Jan
Chrzciciel stał wraz z dwoma swoimi uczniami i gdy zobaczył przechodzącego
Jezusa, rzekł: „Oto Baranek Boży”. Dwaj uczniowie usłyszeli, jak mówił, i
poszli za Jezusem. Jezus zaś odwróciwszy się i ujrzawszy, że oni idą za Nim,
rzekł do nich: „Czego szukacie?” Oni powiedzieli do Niego: „Rabbi! (to znaczy:
Nauczycielu), gdzie mieszkasz?” Odpowiedział im: „Chodźcie, a zobaczycie”.
Poszli więc i zobaczyli, gdzie mieszka, i tego dnia pozostali u Niego. Było to
około godziny dziesiątej…
Chrześcijaństwo to
pójście za Barankiem, wszędzie tam dokądkolwiek idzie. Często boimy się życia
wiarą, szczególnie wtedy, kiedy nakłada na nas jakieś wymagania. Wielu ludzi chciałoby
przeżywać spotkanie z Chrystusem tak po swojemu, ustalając Bogu harmonogram.
Taka postawa jest z gruntu zła- to nie my ustalamy zasady według których
dokonuje się duchowy transfer wiary i miłości. Wszystko czego doświadczamy jest
łaską, darmowym darem Boga. Dlatego Chrystus powiedział: „Kto chce mnie naśladować,
niech się zaprze samego siebie”- można to zrozumieć jako wyłączenie w sobie
tego wszystkiego, co nie pozwala mi zgodzić się z Jego wolą. Odsunąć na
margines wszystkie własne projekcje, plany, misternie zbudowaną fabułę własnego
życia. Czasami człowiek jest tak szczelnie zamknięty w sobie i ślepo zapatrzony
w realizację swoich pomysłów, że nie potrafi uchwycić obecności Boga. Dobrze to
zjawisko opisał Quoist: „Wielu młodych chrześcijan nie oddycha już tym, co w
górze. Wymiar nieskończoności jest w nich stłumiony. Duszą się i szamoczą. Łakną
pożywienia, napoju, których nie znają. Gdy ukaże się jakieś źródło, biegną do
niego; gdy pokaże się jakiś mędrzec, otaczają go. Niektórzy odkrywają
Chrystusa. Czy ten Jezus, którym chce się posłużyć polityka i handel jest
prawdziwy ? Nie wiem. Czy jest znakiem ?”. Na jednym z reklamowych afiszów
został umieszczony następujący napis: „Poszukuje się niejakiego Jezusa
Chrystusa”. Dwóch uczniów, dla których Jan Chrzciciel był mentorem, szybko zrozumieli
iż Ten, za którym powinny się udać w drogę zaspokoi ich duchowe tęsknoty. Jan
ich nie zatrzymał przy sobie, wykrzyczał: biegnijcie za Nim ! Pozostali u
Niego- poznali nowy świat, odkryli misję dla której warto stracić wszystko.

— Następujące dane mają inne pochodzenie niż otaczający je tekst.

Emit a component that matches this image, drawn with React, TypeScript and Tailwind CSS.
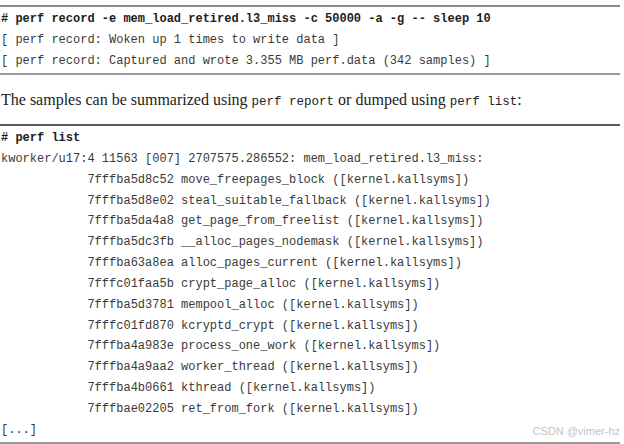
const mono = "font-['Liberation_Mono',monospace]";

const frames = [
  ["7fffba5d8c52", "move_freepages_block"],
  ["7fffba5d8e02", "steal_suitable_fallback"],
  ["7fffba5da4a8", "get_page_from_freelist"],
  ["7fffba5dc3fb", "__alloc_pages_nodemask"],
  ["7fffba63a8ea", "alloc_pages_current"],
  ["7fffc01faa5b", "crypt_page_alloc"],
  ["7fffba5d3781", "mempool_alloc"],
  ["7fffc01fd870", "kcryptd_crypt"],
  ["7fffba4a983e", "process_one_work"],
  ["7fffba4a9aa2", "worker_thread"],
  ["7fffba4b0661", "kthread"],
  ["7fffbae02205", "ret_from_fork"],
];

export default function App() {
  return (
    <div className="relative w-[624px] h-[444px] bg-white overflow-hidden">
      <div className="w-[620px] pt-[5px]">
        {/* first listing */}
        <div className={`border-t-2 border-b-2 border-t-[#8a8a8a] border-b-[#9a9a9a] pt-[2px] pb-[1px] pl-[1px] text-[12px] leading-[21px] text-[#3a3a3a] whitespace-pre ${mono}`}>
          <div className="font-bold text-[#1c1c1c]"># perf record -e mem_load_retired.l3_miss -c 50000 -a -g -- sleep 10</div>
          <div>[ perf record: Woken up 1 times to write data ]</div>
          <div>[ perf record: Captured and wrote 3.355 MB perf.data (342 samples) ]</div>
        </div>

        <p className="mt-[15px] pl-[1px] font-['Liberation_Serif',serif] text-[16px] leading-[20px] text-[#222]">
          The samples can be summarized using <span className={`${mono} text-[12.5px]`}>perf report</span> or dumped using <span className={`${mono} text-[12.5px]`}>perf list</span>:
        </p>

        {/* second listing */}
        <div className={`mt-[12px] border-t-2 border-b-2 border-t-[#5c5c5c] border-b-[#9a9a9a] pt-[2px] pb-[1px] pl-[1px] text-[12px] leading-[20.85px] text-[#3a3a3a] whitespace-pre ${mono}`}>
          <div className="font-bold text-[#1c1c1c]"># perf list</div>
          <div>kworker/u17:4 11563 [007] 2707575.286552: mem_load_retired.l3_miss:</div>
          {frames.map(([addr, fn]) => (
            <div key={addr}>{"            "}{addr} {fn} ([kernel.kallsyms])</div>
          ))}
          <div>[...]</div>
        </div>
      </div>

      <span className="absolute right-[4px] top-[423px] font-['Liberation_Sans',sans-serif] text-[11px] text-[#c4c4c4]">CSDN @vimer-hz</span>
    </div>
  );
}
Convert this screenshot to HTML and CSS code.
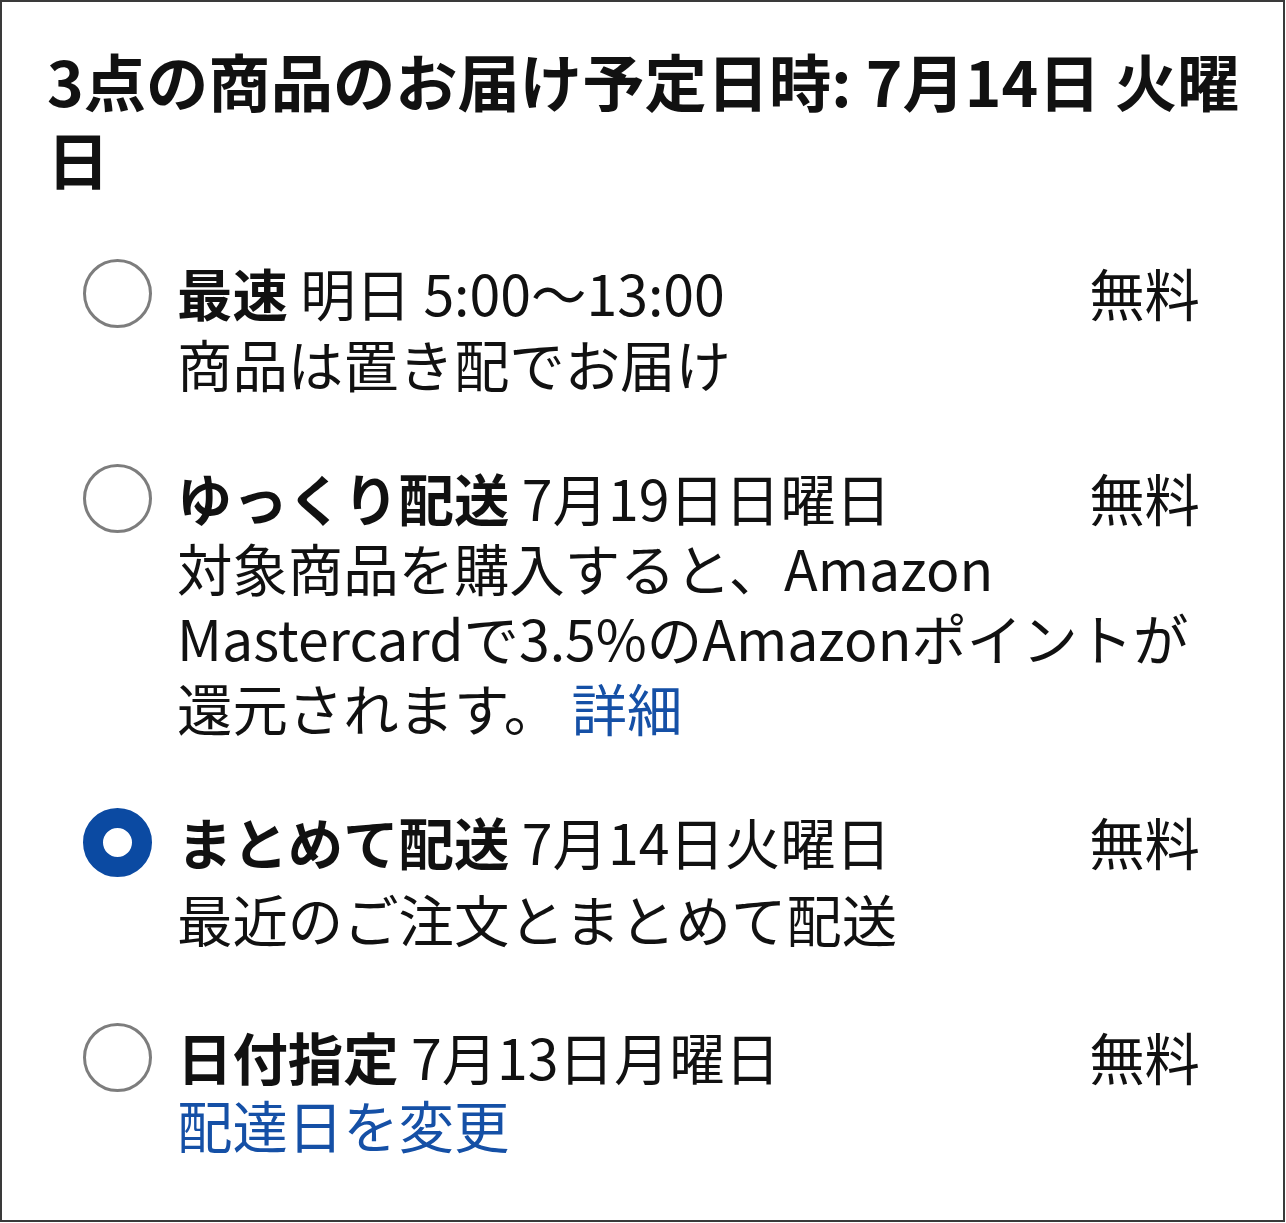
FILE: index.html
```html
<!DOCTYPE html>
<html lang="ja">
<head>
<meta charset="utf-8">
<title>お届け予定日時</title>
<link rel="stylesheet" href="styles.css">
</head>
<body>
<div class="frame">
  <h1 class="title">3点の商品のお届け予定日時: 7月14日 火曜日</h1>
  <ul class="options">
    <li class="option">
      <span class="radio"></span>
      <div class="body">
        <div class="head"><span class="label"><b>最速</b> 明日 5:00〜13:00</span><span class="price">無料</span></div>
        <div class="desc desc-first">商品は置き配でお届け</div>
      </div>
    </li>
    <li class="option">
      <span class="radio"></span>
      <div class="body">
        <div class="head"><span class="label"><b>ゆっくり配送</b> 7月19日日曜日</span><span class="price">無料</span></div>
        <div class="desc nowrap">対象商品を購入すると、Amazon<br>Mastercardで3.5%のAmazonポイントが<br>還元されます。 <a class="link" href="#">詳細</a></div>
      </div>
    </li>
    <li class="option">
      <span class="radio radio-checked"></span>
      <div class="body">
        <div class="head"><span class="label"><b>まとめて配送</b> 7月14日火曜日</span><span class="price">無料</span></div>
        <div class="desc desc-spaced">最近のご注文とまとめて配送</div>
      </div>
    </li>
    <li class="option">
      <span class="radio"></span>
      <div class="body">
        <div class="head"><span class="label"><b>日付指定</b> 7月13日月曜日</span><span class="price">無料</span></div>
        <div class="desc desc-tight"><a class="link" href="#">配達日を変更</a></div>
      </div>
    </li>
  </ul>
</div>
</body>
</html>
```
FILE: styles.css
```css
html, body {
  margin: 0;
  padding: 0;
  background: #ffffff;
}

body {
  font-family: "Noto Sans CJK JP", "Noto Sans", sans-serif;
  color: #111111;
}

.frame {
  box-sizing: border-box;
  width: 1285px;
  height: 1222px;
  border: 2px solid #3a3a3a;
  background: #ffffff;
  padding: 40px 30px 0 45px;
}

.title {
  margin: 0;
  font-size: 62.3px;
  line-height: 77.5px;
  font-weight: 700;
  color: #111111;
}

.options {
  list-style: none;
  margin: 60px 0 0 0;
  padding: 0 53px 0 36px;
  display: flex;
  flex-direction: column;
  gap: 64px;
}

.option {
  display: flex;
  align-items: flex-start;
  gap: 25px;
}

.radio {
  flex: 0 0 auto;
  box-sizing: border-box;
  width: 69px;
  height: 69px;
  margin-top: 2px;
  border-radius: 50%;
  border: 3px solid #7d7d7d;
  background: #ffffff;
}

.radio-checked {
  border: 20px solid #0b4aa2;
}

.body {
  flex: 1 1 auto;
  font-size: 55.4px;
  line-height: 70px;
}

.head {
  display: flex;
  justify-content: space-between;
  align-items: baseline;
}

.label b {
  font-weight: 700;
}

.price {
  font-weight: 400;
}

.desc-first {
  margin-top: 1px;
}

.desc-spaced {
  margin-top: 7px;
  margin-bottom: 4px;
}

.desc-tight {
  margin-top: -2px;
}

.nowrap {
  white-space: nowrap;
}

.link {
  color: #1550a6;
  text-decoration: none;
}
```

Porzucili finansowe zabezpieczenia, osobistą reputację… Poszli za Barankiem !
Jezus Chrystus, każdego dnia przechodzi przez nasze życie, czeka na nas w wirze
codziennych zmagań. Często przechodzimy obok Niego nie widząc Go, ponieważ
nasze myśli i serce jest zajęte tysiącami banalnych drobiazgów. Czasami trzeba
zatrzymać się w drodze; wyłączyć komórkę i komputer, wejść w ciszę, poczuć na
twarzy delikatny szum wiatru. On naprawdę pozwala się spotkać- kiedy wchodzimy
w adorację, prowadzimy z Nim dialog i z Nim chcemy przeżywać naszą egzystencję.